While profiling a script that reads CONTENTS files using 'dblink.getcontents()', i've seen that it was spending quite some time in ~400k calls to 'os.path.normpath()' (one per referenced element). I think there is nothing to normalize here (paths in CONTENTS files are already normal by construction) and thus this calls could be avoided. The one-line patch i will attach does this. It's effect is easy to check, for instance with equery: Before: % time equery belongs /bin/bash > /dev/null real 0m13.583s user 0m13.215s sys 0m0.249s After: % time equery belongs /bin/bash > /dev/null real 0m6.526s user 0m6.218s sys 0m0.246s Reproducible: Always Steps to Reproduce:
Created attachment 57225 [details, diff] dblink_getcontents--remove_normpath_calls.patch (patch is against cvs HEAD)
This modification allows for /{2,} in file paths in contents, which is invalid (won't hurt anything, but is invalid). We need to be defensive both in writing, and reading from contents imo.
"normpath()" is just about removing '.', '..' and redundant '/', but it won't garantee anything else about the paths. So i don't think it adds any safeguard in the reading of CONTENTS file. The only thing that may need it is the 'root' variable, since it comes from the user, but that could be done once for all where the global is defined.
What is the need to be defensive in reading?
Putting a hold on feature requests for portage as they are drowning out the bugs. Most of these features should be available in the next major version of portage. But for the time being, they are just drowning out the major bugs and delaying the next version's progress. Any bugs that contain patches and any bugs for etc-update or dispatch-conf can be reopened. Sorry, I'm just not good enough with bugzilla. ;)
Reopening since this one is not a feature request, but a simple improvement proposal with its patch.

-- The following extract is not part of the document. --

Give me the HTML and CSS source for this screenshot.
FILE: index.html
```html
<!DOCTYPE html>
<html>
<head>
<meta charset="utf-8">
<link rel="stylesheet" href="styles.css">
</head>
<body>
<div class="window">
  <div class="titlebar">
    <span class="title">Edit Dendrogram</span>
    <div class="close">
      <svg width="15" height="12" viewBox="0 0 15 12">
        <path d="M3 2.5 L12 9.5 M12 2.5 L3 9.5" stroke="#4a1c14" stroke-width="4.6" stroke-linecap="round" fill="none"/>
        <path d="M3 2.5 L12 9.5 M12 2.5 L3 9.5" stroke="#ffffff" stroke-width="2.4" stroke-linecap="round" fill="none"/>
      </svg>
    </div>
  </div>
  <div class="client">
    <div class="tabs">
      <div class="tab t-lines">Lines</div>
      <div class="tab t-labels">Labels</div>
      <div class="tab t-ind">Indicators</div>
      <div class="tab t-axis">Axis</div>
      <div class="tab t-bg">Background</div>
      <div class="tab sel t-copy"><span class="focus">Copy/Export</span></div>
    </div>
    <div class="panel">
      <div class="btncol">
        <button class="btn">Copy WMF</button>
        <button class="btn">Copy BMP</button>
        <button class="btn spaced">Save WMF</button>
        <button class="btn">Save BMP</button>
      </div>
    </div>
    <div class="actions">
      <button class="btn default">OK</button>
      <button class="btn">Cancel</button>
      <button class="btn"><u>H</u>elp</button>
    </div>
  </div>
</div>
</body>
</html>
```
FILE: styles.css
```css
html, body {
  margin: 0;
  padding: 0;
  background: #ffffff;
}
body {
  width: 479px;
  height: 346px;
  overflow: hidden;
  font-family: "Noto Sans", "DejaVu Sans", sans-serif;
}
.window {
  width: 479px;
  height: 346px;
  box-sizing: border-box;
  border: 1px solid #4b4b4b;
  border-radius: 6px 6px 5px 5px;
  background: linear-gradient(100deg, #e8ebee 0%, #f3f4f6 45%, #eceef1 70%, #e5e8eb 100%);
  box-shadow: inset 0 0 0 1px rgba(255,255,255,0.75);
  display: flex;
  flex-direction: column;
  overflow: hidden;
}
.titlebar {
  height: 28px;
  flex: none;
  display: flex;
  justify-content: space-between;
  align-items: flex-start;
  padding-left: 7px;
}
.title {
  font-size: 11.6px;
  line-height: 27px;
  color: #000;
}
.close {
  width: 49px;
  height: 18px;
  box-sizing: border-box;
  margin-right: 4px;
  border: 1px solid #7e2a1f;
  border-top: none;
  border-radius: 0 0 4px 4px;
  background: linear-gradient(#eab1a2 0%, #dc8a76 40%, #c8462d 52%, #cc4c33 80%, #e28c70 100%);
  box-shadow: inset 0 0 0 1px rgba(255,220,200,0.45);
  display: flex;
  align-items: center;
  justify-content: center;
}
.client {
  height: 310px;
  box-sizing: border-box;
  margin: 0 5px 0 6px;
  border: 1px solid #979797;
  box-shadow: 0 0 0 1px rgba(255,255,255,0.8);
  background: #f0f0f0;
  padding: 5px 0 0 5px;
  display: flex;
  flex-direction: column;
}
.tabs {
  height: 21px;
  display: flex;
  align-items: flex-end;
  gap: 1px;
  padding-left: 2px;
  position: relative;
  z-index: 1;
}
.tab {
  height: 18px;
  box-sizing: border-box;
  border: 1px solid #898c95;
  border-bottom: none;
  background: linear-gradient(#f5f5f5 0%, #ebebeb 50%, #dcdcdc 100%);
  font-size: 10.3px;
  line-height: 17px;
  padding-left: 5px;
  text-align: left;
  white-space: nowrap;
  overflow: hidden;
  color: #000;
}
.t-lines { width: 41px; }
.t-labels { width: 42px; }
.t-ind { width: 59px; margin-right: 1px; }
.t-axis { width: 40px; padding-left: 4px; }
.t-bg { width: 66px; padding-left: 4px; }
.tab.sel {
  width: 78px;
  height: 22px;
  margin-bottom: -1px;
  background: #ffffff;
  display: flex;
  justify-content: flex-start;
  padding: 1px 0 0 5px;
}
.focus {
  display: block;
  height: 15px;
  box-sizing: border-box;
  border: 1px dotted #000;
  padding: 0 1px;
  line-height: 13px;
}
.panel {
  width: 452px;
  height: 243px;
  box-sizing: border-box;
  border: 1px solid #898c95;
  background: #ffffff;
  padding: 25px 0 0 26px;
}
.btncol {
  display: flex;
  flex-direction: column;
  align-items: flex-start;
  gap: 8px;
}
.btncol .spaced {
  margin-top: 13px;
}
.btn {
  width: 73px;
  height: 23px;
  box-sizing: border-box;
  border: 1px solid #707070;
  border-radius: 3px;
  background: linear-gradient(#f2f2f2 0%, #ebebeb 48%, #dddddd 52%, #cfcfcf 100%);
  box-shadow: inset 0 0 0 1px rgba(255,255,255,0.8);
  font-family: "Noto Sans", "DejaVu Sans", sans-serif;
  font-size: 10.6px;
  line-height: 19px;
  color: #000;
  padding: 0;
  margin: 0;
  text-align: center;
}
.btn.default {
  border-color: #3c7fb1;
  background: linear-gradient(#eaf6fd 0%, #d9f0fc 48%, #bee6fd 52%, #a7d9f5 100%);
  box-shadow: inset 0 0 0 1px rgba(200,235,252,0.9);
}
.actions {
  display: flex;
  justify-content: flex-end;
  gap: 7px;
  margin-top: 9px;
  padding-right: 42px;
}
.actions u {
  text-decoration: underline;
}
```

(In reply to comment #4) > What is the need to be defensive in reading? > technically the contents could be corrupt, however I think it would be up to the called to fix any errors in the contents, so I'm for removing it..
It's difficult to justify a sacrifice of robustness for performance. The contents could be slightly malformed and a sacrifice in robustness here could potentially cause a detectable file collision to go undetected. In svn r3357 the code now uses both os.path.join and os.path.normpath in favor of maximum robustness.